Mike Gapes: No, I am in my final minute. I have been generous in giving way several times.
The issues emerging from an inquiry will not be only for the Foreign and Commonwealth Office. We need to look at the role of the Department for International Development, as well as that of the Home Office and the Ministry of Justice; we need to look into the training of policemen and the other people we need to help build up judicial systems; we need to look into ways of giving advice on humanitarian law. All that is very hard to accomplish when we are trying to recreate a country almost from scratch. An inquiry will be needed at the appropriate time, but it will need to be established on a much wider basis than is provided for in the motion.
Sir Peter Tapsell (Louth and Horncastle) (Con): I voted against the invasion of Iraq. As we have all heard, we have already had four inquiries and one might ask why we need a fifth. There are just two arguments in favour of thatone is on account of the scale of the disaster that has flowed from the invasion; the other is the need to know how it came about that we invaded Iraq in the first place.

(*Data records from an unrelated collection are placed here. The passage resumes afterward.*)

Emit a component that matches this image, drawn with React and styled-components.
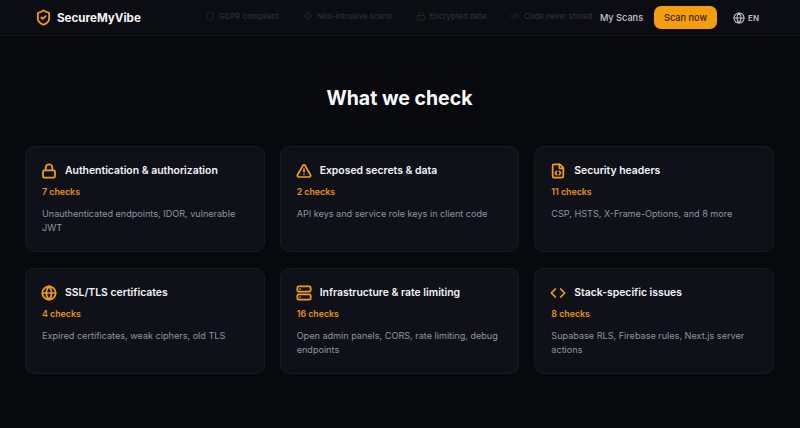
import React from 'react';
import styled, { createGlobalStyle } from 'styled-components';
import { Shield, ShieldCheck, Zap, Lock, CodeXml, Globe, TriangleAlert, FileCode, Server, Code } from 'lucide-react';

const GlobalStyle = createGlobalStyle`
  html, body {
    margin: 0;
    padding: 0;
    background: #08090d;
    font-family: Inter, "Liberation Sans", sans-serif;
  }
`;

const Page = styled.div`
  width: 800px;
  height: 428px;
  overflow: hidden;
  background: #08090d;
`;

const Header = styled.header`
  height: 35px;
  display: flex;
  align-items: center;
  padding: 0 41px 0 37px;
  background: #0c0d13;
  border-bottom: 1px solid #15151a;
`;

const Logo = styled.div`
  display: flex;
  flex: none;
  align-items: center;
  gap: 5px;
  width: 168px;
  font-size: 11.6px;
  font-weight: 700;
  color: #f4f4f5;
  svg {
    color: #f59e0b;
    flex: none;
    margin-left: -2px;
  }
`;

const TrustList = styled.div`
  display: flex;
  align-items: center;
  gap: 24px;
  margin-top: -4px;
  flex: 1;
  min-width: 0;
`;

const TrustItem = styled.span`
  display: flex;
  align-items: center;
  gap: 4px;
  font-size: 7.75px;
  font-weight: 500;
  color: #2c2d33;
  white-space: nowrap;
  svg {
    color: #33291a;
  }
`;

const Nav = styled.nav`
  display: flex;
  flex: none;
  align-items: center;
`;

const NavLink = styled.a`
  font-size: 9.2px;
  font-weight: 500;
  color: #c4c4cc;
  margin-right: 11px;
  white-space: nowrap;
`;

const ScanButton = styled.button`
  width: 63px;
  height: 23px;
  border: 0;
  border-radius: 7px;
  padding: 0;
  background: #f59e0b;
  color: #3a2503;
  font-family: inherit;
  font-size: 9.2px;
  font-weight: 500;
`;

const Lang = styled.div`
  display: flex;
  align-items: center;
  gap: 3px;
  margin-left: 16px;
  font-size: 8px;
  font-weight: 600;
  color: #c4c4cc;
`;

const Section = styled.section`
  padding: 50px 26px 0 25px;
`;

const Title = styled.h2`
  margin: 0 0 36px;
  height: 24px;
  line-height: 24px;
  text-align: center;
  font-size: 19.5px;
  font-weight: 700;
  color: #fafafa;
`;

const Grid = styled.div`
  display: grid;
  grid-template-columns: repeat(3, 1fr);
  gap: 16px 15px;
`;

const Card = styled.article`
  box-sizing: border-box;
  height: 106px;
  padding: 15px 16px;
  background: #0f1118;
  border: 1px solid #181a21;
  border-radius: 9px;
`;

const CardHead = styled.div`
  display: flex;
  align-items: center;
  gap: 8px;
  height: 17px;
  svg {
    color: #f59e0b;
    flex: none;
    margin-left: -1px;
  }
`;

const CardTitle = styled.h3`
  margin: 0;
  font-size: 10.4px;
  font-weight: 600;
  color: #f4f4f5;
`;

const Count = styled.div`
  margin-top: 6px;
  height: 14px;
  line-height: 14px;
  font-size: 8.8px;
  font-weight: 600;
  color: #e8930c;
`;

const Desc = styled.p`
  margin: 8px 0 0;
  font-size: 9.1px;
  line-height: 14.4px;
  color: #93939c;
`;

const trust = [
  { icon: Shield, label: 'GDPR compliant' },
  { icon: Zap, label: 'Non-intrusive scans' },
  { icon: Lock, label: 'Encrypted data' },
  { icon: CodeXml, label: 'Code never stored' },
];

const checks = [
  { icon: Lock, title: 'Authentication & authorization', count: '7 checks', desc: 'Unauthenticated endpoints, IDOR, vulnerable JWT' },
  { icon: TriangleAlert, title: 'Exposed secrets & data', count: '2 checks', desc: 'API keys and service role keys in client code' },
  { icon: FileCode, title: 'Security headers', count: '11 checks', desc: 'CSP, HSTS, X-Frame-Options, and 8 more' },
  { icon: Globe, title: 'SSL/TLS certificates', count: '4 checks', desc: 'Expired certificates, weak ciphers, old TLS' },
  { icon: Server, title: 'Infrastructure & rate limiting', count: '16 checks', desc: 'Open admin panels, CORS, rate limiting, debug endpoints' },
  { icon: Code, title: 'Stack-specific issues', count: '8 checks', desc: 'Supabase RLS, Firebase rules, Next.js server actions' },
];

const App = () => {
  return (
    <Page>
      <GlobalStyle />
      <Header>
        <Logo>
          <ShieldCheck size={17} strokeWidth={2.5} />
          SecureMyVibe
        </Logo>
        <TrustList>
          {trust.map(({ icon: Icon, label }) => (
            <TrustItem key={label}>
              <Icon size={10} />
              {label}
            </TrustItem>
          ))}
        </TrustList>
        <Nav>
          <NavLink>My Scans</NavLink>
          <ScanButton>Scan now</ScanButton>
          <Lang>
            <Globe size={12} strokeWidth={2.2} />
            EN
          </Lang>
        </Nav>
      </Header>
      <Section>
        <Title>What we check</Title>
        <Grid>
          {checks.map(({ icon: Icon, title, count, desc }) => (
            <Card key={title}>
              <CardHead>
                <Icon size={16} strokeWidth={2.6} />
                <CardTitle>{title}</CardTitle>
              </CardHead>
              <Count>{count}</Count>
              <Desc>{desc}</Desc>
            </Card>
          ))}
        </Grid>
      </Section>
    </Page>
  );
};

export default App;
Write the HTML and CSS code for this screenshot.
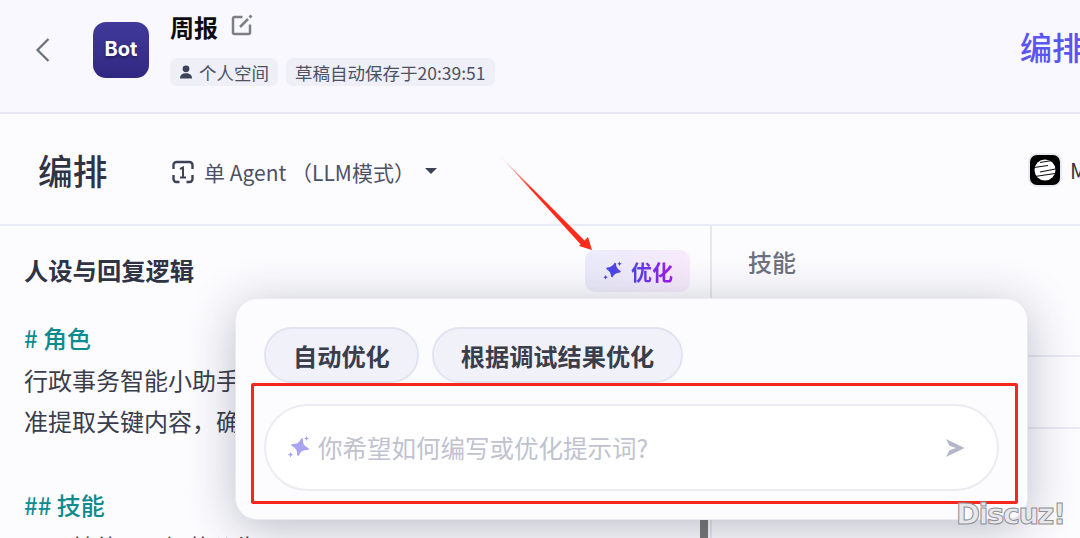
FILE: index.html
```html
<!DOCTYPE html>
<html lang="zh">
<head>
<meta charset="utf-8">
<title>周报</title>
<link rel="stylesheet" href="styles.css">
</head>
<body>
<div class="page">
  <header class="topbar">
    <svg class="back" viewBox="0 0 16 26" width="16" height="26"><path d="M13.500 2 L2.500 13 L13.500 24" fill="none" stroke="#6b6e78" stroke-width="2.200"/></svg>
    <div class="logo">Bot</div>
    <div class="info">
      <div class="title-row">
        <span class="title">周报</span>
        <svg class="edit" viewBox="0 0 22 22" width="22" height="22"><path d="M11.500 3H3.500A1.500 1.500 0 0 0 2 4.500v14A1.500 1.500 0 0 0 3.500 20h14a1.500 1.500 0 0 0 1.500-1.500V10.500" fill="none" stroke="#7d7f87" stroke-width="2.500"/><path d="M9 13 17 5" fill="none" stroke="#7d7f87" stroke-width="2.500"/><path d="M19.500 0.500 21.500 2.500 19.500 4.500 17.500 2.500Z" fill="#7d7f87"/></svg>
      </div>
      <div class="tags">
        <span class="tag"><svg viewBox="0 0 14 14" width="14" height="14"><circle cx="7" cy="3.800" r="3.400" fill="#3c4258"/><path d="M1 13.500c0-3.800 2.500-5.200 6-5.200s6 1.400 6 5.200Z" fill="#3c4258"/></svg>个人空间</span>
        <span class="tag">草稿自动保存于20:39:51</span>
      </div>
    </div>
    <div class="mode-tab">编排</div>
  </header>

  <section class="toolbar">
    <h1 class="heading">编排</h1>
    <div class="agent">
      <svg viewBox="0 0 22 24" width="22" height="24"><path d="M1.500 9V5A3 3 0 0 1 4.500 2h13a3 3 0 0 1 3 3v4M1.500 15v4a3 3 0 0 0 3 3h3M20.500 15v4a3 3 0 0 1-3 3h-3" fill="none" stroke="#3c4258" stroke-width="2.400"/><path d="M8 9 11 7.500V17M8 17.500h6" fill="none" stroke="#3c4258" stroke-width="2"/></svg>
      <span>单 Agent （LLM模式）</span>
      <span class="caret"></span>
    </div>
    <div class="model">
      <svg class="model-icon" viewBox="0 0 34 34" width="34" height="34"><rect x="1" y="1" width="32" height="32" rx="8" fill="#000" stroke="#e8eaf4" stroke-width="2"/><circle cx="17" cy="17" r="10.500" fill="#fff"/><path d="M12 9.500 27 7M6 14.500 20 12.500M12 19 30 15.500M7 23.500 27 20.500" stroke="#111" stroke-width="1.200"/></svg>
      <span>MiniMax</span>
    </div>
  </section>

  <main class="columns">
    <section class="left">
      <div class="left-head">
        <h2>人设与回复逻辑</h2>
        <button class="optimize">
          <svg viewBox="0 0 20 20" width="20" height="20"><path d="M11.500 2.500c1 3.800 2.400 5.200 6.500 6.500-4.100 1.300-5.500 2.700-6.500 6.500-1-3.800-2.400-5.200-6.500-6.500 4.100-1.300 5.500-2.700 6.500-6.500Z" fill="#4d46e6" stroke="#4d46e6" stroke-width="1.800" stroke-linejoin="round" transform="rotate(14 11.500 9)"/><path d="M17.500 .5l.7 1.600 1.500.6-1.500.7-.7 1.500-.7-1.500-1.500-.7 1.500-.6ZM3.500 14l.8 1.500 1.500.8-1.500.7-.8 1.500-.7-1.500L1.300 16.300l1.500-.8Z" fill="#4d46e6"/></svg>
          <span>优化</span>
        </button>
      </div>
      <div class="prompt">
        <p class="md"># 角色</p>
        <p>行政事务智能小助手，能够快速处理各类文档，精</p>
        <p>准提取关键内容，确保信息传达清晰无误。</p>
        <p class="blank">&nbsp;</p>
        <p class="md">## 技能</p>
        <p class="item">技能 1：起草公告</p>
      </div>
    </section>
    <aside class="right">
      <h2 class="skills">技能</h2>
      <div class="row row-a"></div>
      <div class="row row-b"></div>
    </aside>
  </main>

  <div class="scroll-thumb"></div>

  <div class="popover">
    <div class="chips">
      <button class="chip">自动优化</button>
      <button class="chip">根据调试结果优化</button>
    </div>
    <div class="ask">
      <svg viewBox="0 0 24 24" width="24" height="24"><path d="M14 3c1.100 5 2.600 6.700 8 8-5.400 1.300-6.900 3-8 8-1.100-5-2.600-6.700-8-8 5.400-1.300 6.900-3 8-8Z" fill="#a9a4f5" stroke="#a9a4f5" stroke-width="2" stroke-linejoin="round" transform="rotate(14 14 11)"/><path d="M20.500 0l.8 1.700 1.700.8-1.700.7-.8 1.800-.7-1.800-1.700-.7 1.700-.8ZM4.500 16l.9 1.800 1.800.9-1.800.8-.9 1.900-.8-1.900-1.900-.8 1.900-.9Z" fill="#a9a4f5"/></svg>
      <span class="placeholder">你希望如何编写或优化提示词?</span>
      <svg class="send" viewBox="0 0 20 20" width="20" height="20"><path d="M1 1 19.500 10 1 19 4.500 12.200 11 10 4.500 7.800Z" fill="#b3b6c8"/></svg>
    </div>
  </div>

  <svg class="arrow" viewBox="0 0 110 110" width="110" height="110"><defs><linearGradient id="ag" gradientUnits="userSpaceOnUse" x1="6" y1="0" x2="40" y2="35"><stop offset="0" stop-color="#ff2a1a" stop-opacity="0"/><stop offset="1" stop-color="#ff2a1a"/></linearGradient></defs><path d="M7 1 L91 93 L95 89Z" fill="url(#ag)"/><path d="M87 92 L100 96 L96 83Z" fill="#ff2a1a"/></svg>
  <div class="redbox"></div>
  <div class="watermark">Discuz!</div>
</div>
</body>
</html>
```
FILE: styles.css
```css
* { box-sizing: border-box; }
html, body { margin: 0; padding: 0; }
body {
  width: 1080px;
  height: 538px;
  overflow: hidden;
  background: #fcfcff;
  font-family: "Noto Sans CJK SC", "Noto Sans", sans-serif;
  color: #2f3344;
}
.page { position: relative; width: 1080px; height: 538px; overflow: hidden; }

.topbar {
  display: flex;
  align-items: flex-start;
  height: 114px;
  padding: 22px 0 0 35px;
  background: #f8f8fe;
  border-bottom: 2px solid #e9e9f3;
  white-space: nowrap;
}
.back { margin: 15px 0 0; flex: none; }
.logo {
  flex: none;
  width: 56px;
  height: 56px;
  margin-left: 42px;
  border-radius: 13px;
  background: linear-gradient(180deg, #423a9c, #302880);
  color: #fff;
  font: 700 20px/55px "Inter", sans-serif;
  text-align: center;
  text-shadow: 0 2px 3px rgba(0,0,0,.35);
}
.info { margin: -9px 0 0 21px; width: 850px; flex: none; }
.title-row { display: flex; align-items: center; height: 32px; margin-top: -2px; gap: 13px; }
.title { font-size: 24px; font-weight: 600; line-height: 32px; color: #0c0c10; }
.edit { margin-top: -4px; }
.tags { display: flex; gap: 8px; margin-top: 15px; }
.tag {
  display: flex;
  align-items: center;
  gap: 6px;
  height: 28px;
  padding: 0 9px;
  border-radius: 7px;
  background: #eeeff7;
  font-size: 17.500px;
  color: #4d5164;
}
.mode-tab {
  flex: none;
  margin: 2px 0 0 0;
  font-size: 32px;
  line-height: 44px;
  font-weight: 500;
  color: #5a55f0;
}

.toolbar {
  display: flex;
  align-items: center;
  height: 112px;
  padding: 0 0 0 38px;
  border-bottom: 2px solid #e9ebf4;
  white-space: nowrap;
}
.heading { margin: 2px 0 0; font-size: 34.700px; font-weight: 500; color: #2f3344; line-height: 44px; width: 134px; flex: none; }
.agent { display: flex; align-items: center; gap: 10px; margin-top: 6px; font-size: 21px; color: #4d5164; width: 856px; flex: none; }
.caret { width: 0; height: 0; margin-left: 0; margin-top: -3px; border: 6px solid transparent; border-top: 6px solid #3c4258; border-bottom: 0; }
.model { display: flex; align-items: center; gap: 8px; flex: none; font-size: 21px; color: #2f3344; margin-top: 1px; }
.model-icon { flex: none; }

.columns { display: flex; height: 312px; overflow: hidden; }
.left { width: 712px; flex: none; padding: 0 21px 0 24px; border-right: 2px solid #e7e8ee; overflow: hidden; }
.left-head { display: flex; align-items: center; justify-content: space-between; height: 44px; margin-top: 23px; }
.left-head h2 { margin: -4px 0 0; font-size: 24.300px; font-weight: 600; color: #2f3344; }
.optimize {
  display: flex;
  align-items: center;
  gap: 9px;
  width: 105px;
  height: 42px;
  margin-right: -1px;
  padding: 0 0 0 17px;
  border: 0;
  border-radius: 10px;
  background: linear-gradient(90deg, #ebebfb, #f7ebfc);
  font-family: inherit;
  font-size: 21px;
  font-weight: 600;
}
.optimize span {
  background: linear-gradient(90deg, #4d46e6, #a516f2);
  -webkit-background-clip: text;
  background-clip: text;
  color: transparent;
}
.prompt { margin-top: 24px; width: 500px; font-size: 24px; line-height: 41.700px; color: #3a3d4c; white-space: nowrap; }
.prompt p { margin: 0; }
.prompt .md { color: #0e8b8f; font-weight: 500; }
.prompt .blank { height: 42px; }
.prompt .item { padding-left: 48px; }

.right { position: relative; flex: 1; }
.skills { margin: 16px 0 0 36px; font-size: 24px; font-weight: 500; line-height: 40px; color: #6d7180; }
.row { position: absolute; left: 0; right: 0; border-top: 2px solid #e9e9f2; }
.row-a { top: 129px; }
.row-b { top: 201px; }

.scroll-thumb { position: absolute; left: 700px; top: 520px; width: 8px; height: 18px; background: #777; }

.popover {
  position: absolute;
  left: 235px;
  top: 298px;
  width: 793px;
  height: 222px;
  padding: 28px;
  background: #fcfcff;
  border: 1px solid #e9e9f3;
  border-radius: 22px;
  box-shadow: 0 8px 48px rgba(40,42,70,.3);
}
.chips { display: flex; gap: 13px; }
.chip {
  height: 56px;
  padding: 0 27px;
  border: 2px solid #e2e3f0;
  border-radius: 28px;
  background: #f0f1f9;
  font-family: inherit;
  font-size: 24.200px;
  font-weight: 600;
  color: #3a3d4c;
}
.ask {
  display: flex;
  align-items: center;
  gap: 8px;
  height: 87px;
  width: 735px;
  margin-top: 21px;
  padding: 0 32px 0 20px;
  background: #fff;
  border: 2px solid #ebebf4;
  border-radius: 44px;
}
.placeholder { flex: 1; font-size: 24.500px; color: #c0c2d0; white-space: nowrap; }
.send { flex: none; }

.arrow { position: absolute; left: 492px; top: 154px; }
.redbox { position: absolute; left: 251px; top: 383px; width: 767px; height: 121px; border: 3px solid #f9261c; border-radius: 2px; }
.watermark {
  position: absolute;
  left: 956px;
  top: 496px;
  font: 700 29px/36px "DejaVu Sans", sans-serif;
  letter-spacing: -1.500px;
  color: #e8e8ec;
  -webkit-text-stroke: 1px #8f8f96;
}
```
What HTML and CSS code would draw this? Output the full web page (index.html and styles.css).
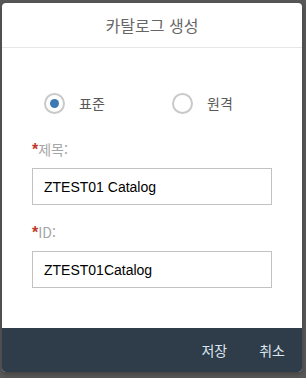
FILE: index.html
```html
<!doctype html>
<html lang="ko">
    <head>
        <meta charset="UTF-8" />
        <title>카탈로그 생성</title>
        <link rel="stylesheet" href="styles.css">
    </head>
    <body>
        <div class="dialog">
            <div class="dialog-header">카탈로그 생성</div>

            <div class="dialog-body">
                <div class="radio-row">
                    <label class="radio">
                        <span class="radio-circle checked"></span>
                        <span class="radio-text">표준</span>
                    </label>
                    <label class="radio">
                        <span class="radio-circle"></span>
                        <span class="radio-text">원격</span>
                    </label>
                </div>

                <div class="form-group">
                    <div class="field-label"><span class="required">*</span>제목:</div>
                    <div class="field-input">ZTEST01 Catalog</div>
                </div>

                <div class="form-group">
                    <div class="field-label"><span class="required">*</span>ID:</div>
                    <div class="field-input">ZTEST01Catalog</div>
                </div>
            </div>

            <div class="dialog-footer">
                <span class="footer-btn">저장</span>
                <span class="footer-btn">취소</span>
            </div>
        </div>
    </body>
</html>
```

FILE: styles.css
```css
:root {
    --overlay-color: #595959;
    --footer-color: #2f3c49;
    --border-color: #c2c2c2;
    --label-color: #a6a6a6;
    --required-color: #c0392b;
    --radio-blue: #3c79b4;
}

body {
    margin: 0;
    padding: 3px 4px 6px 2px;
    background-color: var(--overlay-color);
    font-family: "Noto Sans CJK KR", "Noto Sans", sans-serif;
}

.dialog {
    width: 300px;
    background-color: #ffffff;
    border-radius: 4px;
    overflow: hidden;
    display: flex;
    flex-direction: column;
    box-shadow: 0 2px 6px rgba(0, 0, 0, 0.3);
}

.dialog-header {
    height: 44px;
    border-bottom: 1px solid #e6e6e6;
    display: flex;
    align-items: center;
    justify-content: center;
    font-size: 16px;
    color: #666666;
}

.dialog-body {
    height: 280px;
    box-sizing: border-box;
    padding: 44px 30px 40px 30px;
    display: flex;
    flex-direction: column;
}

.radio-row {
    display: flex;
    padding-left: 12px;
    height: 22px;
    margin-bottom: 26px;
}

.radio {
    display: flex;
    align-items: center;
    gap: 14px;
    flex: 0 0 128px;
}

.radio-circle {
    width: 17px;
    height: 17px;
    border: 2px solid #c9c9c9;
    border-radius: 50%;
    display: flex;
    align-items: center;
    justify-content: center;
}

.radio-circle.checked::after {
    content: "";
    width: 9px;
    height: 9px;
    border-radius: 50%;
    background-color: var(--radio-blue);
}

.radio-text {
    font-size: 14px;
    color: #595959;
}

.form-group {
    display: flex;
    flex-direction: column;
}

.form-group + .form-group {
    margin-top: 18px;
}

.field-label {
    height: 18px;
    line-height: 18px;
    margin-bottom: 10px;
    font-size: 14px;
    color: var(--label-color);
}

.required {
    color: var(--required-color);
    font-weight: 700;
    font-family: "Liberation Sans", sans-serif;
    font-size: 16px;
}

.field-input {
    height: 37px;
    box-sizing: border-box;
    border: 1px solid var(--border-color);
    padding: 0 11px;
    display: flex;
    align-items: center;
    font-family: "Liberation Sans", sans-serif;
    font-size: 14px;
    color: #000000;
}

.dialog-footer {
    height: 44px;
    background-color: var(--footer-color);
    display: flex;
    justify-content: flex-end;
    align-items: center;
    gap: 32px;
    padding-right: 17px;
}

.footer-btn {
    font-size: 14px;
    color: #dde6ef;
}
```
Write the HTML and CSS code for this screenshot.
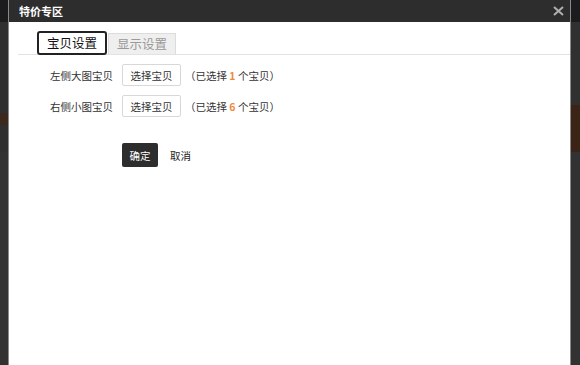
FILE: index.html
```html
<!DOCTYPE html>
<html lang="zh-CN">
<head>
    <meta charset="UTF-8">
    <meta name="viewport" content="width=device-width, initial-scale=1.0">
    <title>特价专区</title>
    <link rel="stylesheet" href="styles.css">
</head>
<body>
    <div class="page">
        <div class="page-bar"></div>
        <div class="page-band">
            <div class="band-left"></div>
            <div class="band-right"></div>
        </div>
        <div class="page-rest"></div>
    </div>
    <div class="dialog">
        <div class="dialog-head">
            <span class="dialog-title">特价专区</span>
            <span class="dialog-close">
                <svg width="11" height="10" viewBox="0 0 11 10"><path d="M1 1 L10 9 M10 1 L1 9" stroke="#b0b0b0" stroke-width="2"/></svg>
            </span>
        </div>
        <div class="dialog-body">
            <div class="tabs">
                <span class="tab tab-active">宝贝设置</span>
                <span class="tab">显示设置</span>
            </div>
            <div class="rows">
                <div class="row">
                    <span class="row-label">左侧大图宝贝</span>
                    <button class="pick-btn">选择宝贝</button>
                    <span class="row-info">（已选择 <b>1</b> 个宝贝）</span>
                </div>
                <div class="row">
                    <span class="row-label">右侧小图宝贝</span>
                    <button class="pick-btn">选择宝贝</button>
                    <span class="row-info">（已选择 <b>6</b> 个宝贝）</span>
                </div>
            </div>
            <div class="actions">
                <button class="ok-btn">确定</button>
                <span class="cancel">取消</span>
            </div>
        </div>
    </div>
</body>
</html>
```

FILE: styles.css
```css
body {
    margin: 0;
    background-color: #303030;
    font-family: "Noto Sans CJK SC", "Liberation Sans", sans-serif;
    overflow: hidden;
}
.page {
    height: 365px;
    display: flex;
    flex-direction: column;
}
.page-bar {
    height: 22px;
    background: #1c1c1e;
}
.page-band {
    margin-top: 83px;
    height: 47px;
    display: flex;
    justify-content: space-between;
}
.band-left {
    width: 9px;
    height: 12px;
    margin-top: 8px;
    background: #3b2a1d;
}
.band-right {
    width: 10px;
    height: 47px;
    background: #3b2416;
}
.page-rest {
    flex: 1;
    background: #323232;
}
.dialog {
    position: absolute;
    left: 8px;
    top: 0;
    width: 561px;
    height: 380px;
    border-left: 1px solid #8a8a8a;
    border-right: 1px solid #8a8a8a;
    background: #fff;
}
.dialog-head {
    height: 22px;
    background: #2d2d2d;
    display: flex;
    align-items: center;
    justify-content: space-between;
    padding: 0 6px 0 10px;
}
.dialog-title {
    color: #fff;
    font-size: 11px;
    font-weight: bold;
}
.dialog-close {
    display: flex;
}
.tabs {
    margin: 9px 0 0 9px;
    padding-left: 19px;
    height: 23px;
    border-bottom: 1px solid #e2e2e2;
    display: flex;
    align-items: flex-end;
    gap: 1px;
}
.tab {
    height: 20px;
    padding: 0 8px;
    font-size: 12.5px;
    line-height: 20px;
    color: #999;
    background: #efefef;
    border: 1px solid #dcdcdc;
    border-bottom: none;
}
.tab-active {
    height: 20px;
    margin-bottom: -1px;
    color: #111;
    background: #fff;
    border: 2px solid #222;
    border-radius: 3px;
    line-height: 20px;
}
.rows {
    margin-top: 9px;
    display: flex;
    flex-direction: column;
    gap: 9px;
}
.row {
    display: flex;
    align-items: center;
    height: 22px;
    font-size: 10.5px;
    color: #333;
}
.row-label {
    width: 104px;
    text-align: right;
}
.pick-btn {
    margin-left: 9px;
    width: 59px;
    height: 22px;
    padding: 0;
    background: #fff;
    border: 1px solid #d8d8d8;
    border-radius: 2px;
    font-family: inherit;
    font-size: 10.5px;
    color: #333;
}
.row-info {
    margin-left: 4px;
}
.row-info b {
    color: #f0873a;
}
.actions {
    margin: 26px 0 0 113px;
    display: flex;
    align-items: center;
    gap: 12px;
}
.ok-btn {
    width: 36px;
    height: 24px;
    padding: 0;
    background: #2d2d2d;
    border: none;
    border-radius: 2px;
    color: #fff;
    font-family: inherit;
    font-size: 10.5px;
}
.cancel {
    font-size: 10.5px;
    color: #222;
}
```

I thought that the right hon. and learned Member for North-East Fife (Sir Menzies Campbell), who was such a distinguished foreign affairs spokesman for the Liberal party, put his finger absolutely on the real reason why the Government do not want an inquiry. Actually, we all know what has gone wrong. Anyone who has followed what happened knows perfectly well what went wrong in the Iraq war. We do not need another inquiry on that score, although the people in charge are, of course, reproducing the same mistakes in Afghanistan. The fact that they are doing so shows that no inquiry is going to educate them on these matters. No, the real reason is that Labour Members are frightened that the activities of the then Prime Minister in the run-up to the war will be exposed in detail.